● **EXERCISE PROMPT**
Retype the whole listing, please, keeping every line exact and dropping the pictures.

● **DATA**
[START]
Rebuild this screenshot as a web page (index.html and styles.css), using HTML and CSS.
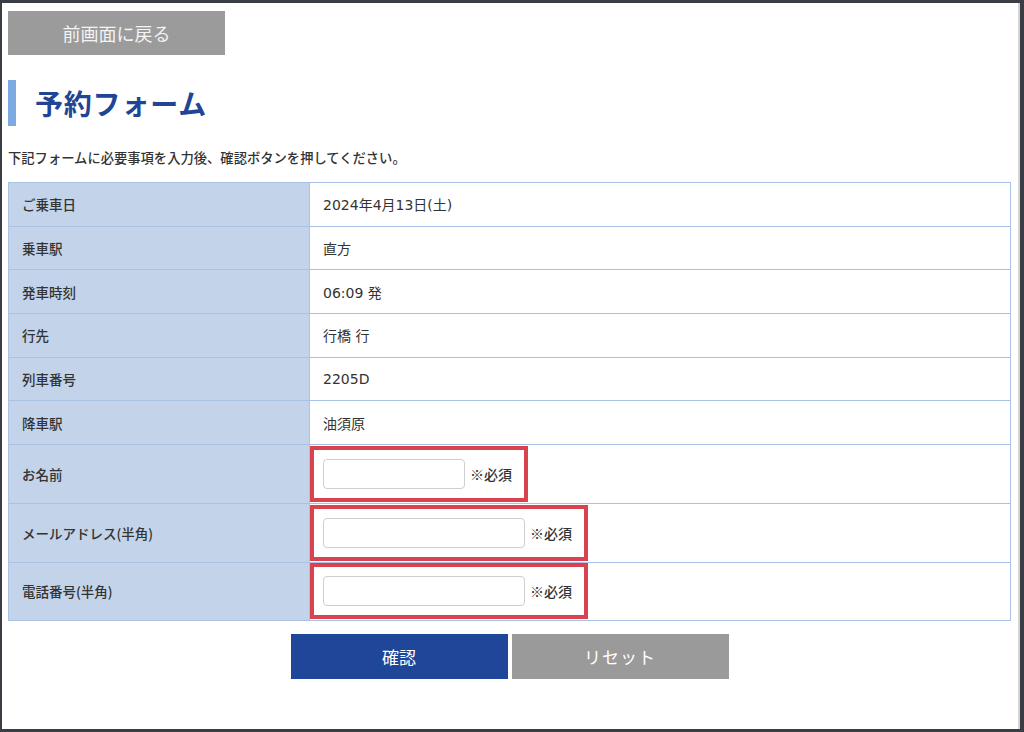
FILE: index.html
```html
<!DOCTYPE html>
<html lang="ja">
<head>
  <meta charset="UTF-8">
  <title>予約フォーム</title>
  <link rel="stylesheet" href="styles.css">
</head>
<body>
  <div class="frame">
    <!-- Back button -->
    <a class="back-btn" href="#">前画面に戻る</a>

    <h1 class="title">予約フォーム</h1>

    <p class="lead">下記フォームに必要事項を入力後、確認ボタンを押してください。</p>

    <form class="reserve">
      <table class="form-table">
        <tr><th>ご乗車日</th><td>2024年4月13日(土)</td></tr>
        <tr><th>乗車駅</th><td>直方</td></tr>
        <tr><th>発車時刻</th><td>06:09 発</td></tr>
        <tr><th>行先</th><td>行橋 行</td></tr>
        <tr><th>列車番号</th><td>2205D</td></tr>
        <tr><th>降車駅</th><td>油須原</td></tr>
        <tr class="input-row">
          <th>お名前</th>
          <td><div class="req"><input type="text" class="short"><span>※必須</span></div></td>
        </tr>
        <tr class="input-row">
          <th>メールアドレス(半角)</th>
          <td><div class="req"><input type="text"><span>※必須</span></div></td>
        </tr>
        <tr class="input-row">
          <th>電話番号(半角)</th>
          <td><div class="req"><input type="text"><span>※必須</span></div></td>
        </tr>
      </table>

      <div class="actions">
        <button type="button" class="btn btn-primary">確認</button>
        <button type="reset" class="btn btn-gray">リセット</button>
      </div>
    </form>
  </div>
</body>
</html>
```

FILE: styles.css
```css
/* Reset */
* {
  margin: 0;
  padding: 0;
  box-sizing: border-box;
}

body {
  font-family: "DejaVu Sans", "Noto Sans CJK JP", sans-serif;
  color: #333;
  background: #fff;
}

/* screenshot window frame */
.frame {
  height: 732px;
  border-top: 3px solid #3a3d43;
  border-left: 2px solid #3a3d43;
  border-right: 4px solid #3a3d43;
  border-bottom: 3px solid #3a3d43;
  box-shadow: inset -2px 0 0 #d4d4d4;
  padding: 8px 9px 0 6px;
}

/* Back button */
.back-btn {
  display: flex;
  justify-content: center;
  align-items: center;
  width: 217px;
  height: 44px;
  background: #9b9b9b;
  color: #f4f4f4;
  font-family: "Noto Sans CJK JP", sans-serif;
  font-size: 18px;
  text-decoration: none;
}

/* Heading */
.title {
  margin-top: 25px;
  height: 46px;
  display: flex;
  align-items: center;
  border-left: 8px solid #7eaae3;
  padding-left: 19px;
  font-family: "Noto Sans CJK JP", sans-serif;
  font-size: 28px;
  font-weight: 700;
  color: #1f4594;
  letter-spacing: 0.8px;
}

.lead {
  margin-top: 22px;
  font-family: "Noto Sans CJK JP", sans-serif;
  font-size: 13.3px;
  font-weight: 500;
  line-height: 20px;
}

/* Table */
.form-table {
  margin-top: 14px;
  width: 100%;
  border-collapse: collapse;
  font-size: 14px;
}

.form-table th,
.form-table td {
  border: 1px solid #a9c1e5;
  height: 43.7px;
  text-align: left;
  vertical-align: middle;
}

.form-table th {
  width: 301px;
  background: #c2d3ea;
  font-family: "Noto Sans CJK JP", sans-serif;
  font-size: 13.5px;
  font-weight: 500;
  padding-left: 13px;
}

.form-table td {
  padding-left: 13px;
}

.form-table .input-row th,
.form-table .input-row td {
  height: 58.7px;
}

.form-table .input-row td {
  padding: 0;
}

/* red highlight around required inputs */
.req {
  display: inline-flex;
  align-items: center;
  gap: 5px;
  border: 4px solid #d9434f;
  padding: 9px 12px 9px 9px;
}

.req input {
  width: 202px;
  height: 30px;
  border: 1px solid #cfcfcf;
  border-radius: 4px;
  background: #fff;
}

.req input.short {
  width: 142px;
}

.req span {
  font-family: "Noto Sans CJK JP", sans-serif;
  font-size: 14px;
  font-weight: 500;
}

/* Buttons */
.actions {
  display: flex;
  justify-content: center;
  gap: 4px;
  margin-top: 13px;
}

.btn {
  width: 217px;
  height: 45px;
  border: none;
  color: #fff;
  font-family: "Noto Sans CJK JP", sans-serif;
  font-size: 17px;
  cursor: pointer;
}

.btn-primary {
  background: #1f4698;
}

.btn-gray {
  background: #9a9a9a;
  letter-spacing: 1px;
}
```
[END]
● **PROBLEM SOLUTION**
Rebuild this screenshot as a web page (index.html and styles.css), using HTML and CSS.
FILE: index.html
```html
<!DOCTYPE html>
<html lang="ja">
<head>
  <meta charset="UTF-8">
  <title>予約フォーム</title>
  <link rel="stylesheet" href="styles.css">
</head>
<body>
  <div class="frame">
    <!-- Back button -->
    <a class="back-btn" href="#">前画面に戻る</a>

    <h1 class="title">予約フォーム</h1>

    <p class="lead">下記フォームに必要事項を入力後、確認ボタンを押してください。</p>

    <form class="reserve">
      <table class="form-table">
        <tr><th>ご乗車日</th><td>2024年4月13日(土)</td></tr>
        <tr><th>乗車駅</th><td>直方</td></tr>
        <tr><th>発車時刻</th><td>06:09 発</td></tr>
        <tr><th>行先</th><td>行橋 行</td></tr>
        <tr><th>列車番号</th><td>2205D</td></tr>
        <tr><th>降車駅</th><td>油須原</td></tr>
        <tr class="input-row">
          <th>お名前</th>
          <td><div class="req"><input type="text" class="short"><span>※必須</span></div></td>
        </tr>
        <tr class="input-row">
          <th>メールアドレス(半角)</th>
          <td><div class="req"><input type="text"><span>※必須</span></div></td>
        </tr>
        <tr class="input-row">
          <th>電話番号(半角)</th>
          <td><div class="req"><input type="text"><span>※必須</span></div></td>
        </tr>
      </table>

      <div class="actions">
        <button type="button" class="btn btn-primary">確認</button>
        <button type="reset" class="btn btn-gray">リセット</button>
      </div>
    </form>
  </div>
</body>
</html>
```

FILE: styles.css
```css
/* Reset */
* {
  margin: 0;
  padding: 0;
  box-sizing: border-box;
}

body {
  font-family: "DejaVu Sans", "Noto Sans CJK JP", sans-serif;
  color: #333;
  background: #fff;
}

/* screenshot window frame */
.frame {
  height: 732px;
  border-top: 3px solid #3a3d43;
  border-left: 2px solid #3a3d43;
  border-right: 4px solid #3a3d43;
  border-bottom: 3px solid #3a3d43;
  box-shadow: inset -2px 0 0 #d4d4d4;
  padding: 8px 9px 0 6px;
}

/* Back button */
.back-btn {
  display: flex;
  justify-content: center;
  align-items: center;
  width: 217px;
  height: 44px;
  background: #9b9b9b;
  color: #f4f4f4;
  font-family: "Noto Sans CJK JP", sans-serif;
  font-size: 18px;
  text-decoration: none;
}

/* Heading */
.title {
  margin-top: 25px;
  height: 46px;
  display: flex;
  align-items: center;
  border-left: 8px solid #7eaae3;
  padding-left: 19px;
  font-family: "Noto Sans CJK JP", sans-serif;
  font-size: 28px;
  font-weight: 700;
  color: #1f4594;
  letter-spacing: 0.8px;
}

.lead {
  margin-top: 22px;
  font-family: "Noto Sans CJK JP", sans-serif;
  font-size: 13.3px;
  font-weight: 500;
  line-height: 20px;
}

/* Table */
.form-table {
  margin-top: 14px;
  width: 100%;
  border-collapse: collapse;
  font-size: 14px;
}

.form-table th,
.form-table td {
  border: 1px solid #a9c1e5;
  height: 43.7px;
  text-align: left;
  vertical-align: middle;
}

.form-table th {
  width: 301px;
  background: #c2d3ea;
  font-family: "Noto Sans CJK JP", sans-serif;
  font-size: 13.5px;
  font-weight: 500;
  padding-left: 13px;
}

.form-table td {
  padding-left: 13px;
}

.form-table .input-row th,
.form-table .input-row td {
  height: 58.7px;
}

.form-table .input-row td {
  padding: 0;
}

/* red highlight around required inputs */
.req {
  display: inline-flex;
  align-items: center;
  gap: 5px;
  border: 4px solid #d9434f;
  padding: 9px 12px 9px 9px;
}

.req input {
  width: 202px;
  height: 30px;
  border: 1px solid #cfcfcf;
  border-radius: 4px;
  background: #fff;
}

.req input.short {
  width: 142px;
}

.req span {
  font-family: "Noto Sans CJK JP", sans-serif;
  font-size: 14px;
  font-weight: 500;
}

/* Buttons */
.actions {
  display: flex;
  justify-content: center;
  gap: 4px;
  margin-top: 13px;
}

.btn {
  width: 217px;
  height: 45px;
  border: none;
  color: #fff;
  font-family: "Noto Sans CJK JP", sans-serif;
  font-size: 17px;
  cursor: pointer;
}

.btn-primary {
  background: #1f4698;
}

.btn-gray {
  background: #9a9a9a;
  letter-spacing: 1px;
}
```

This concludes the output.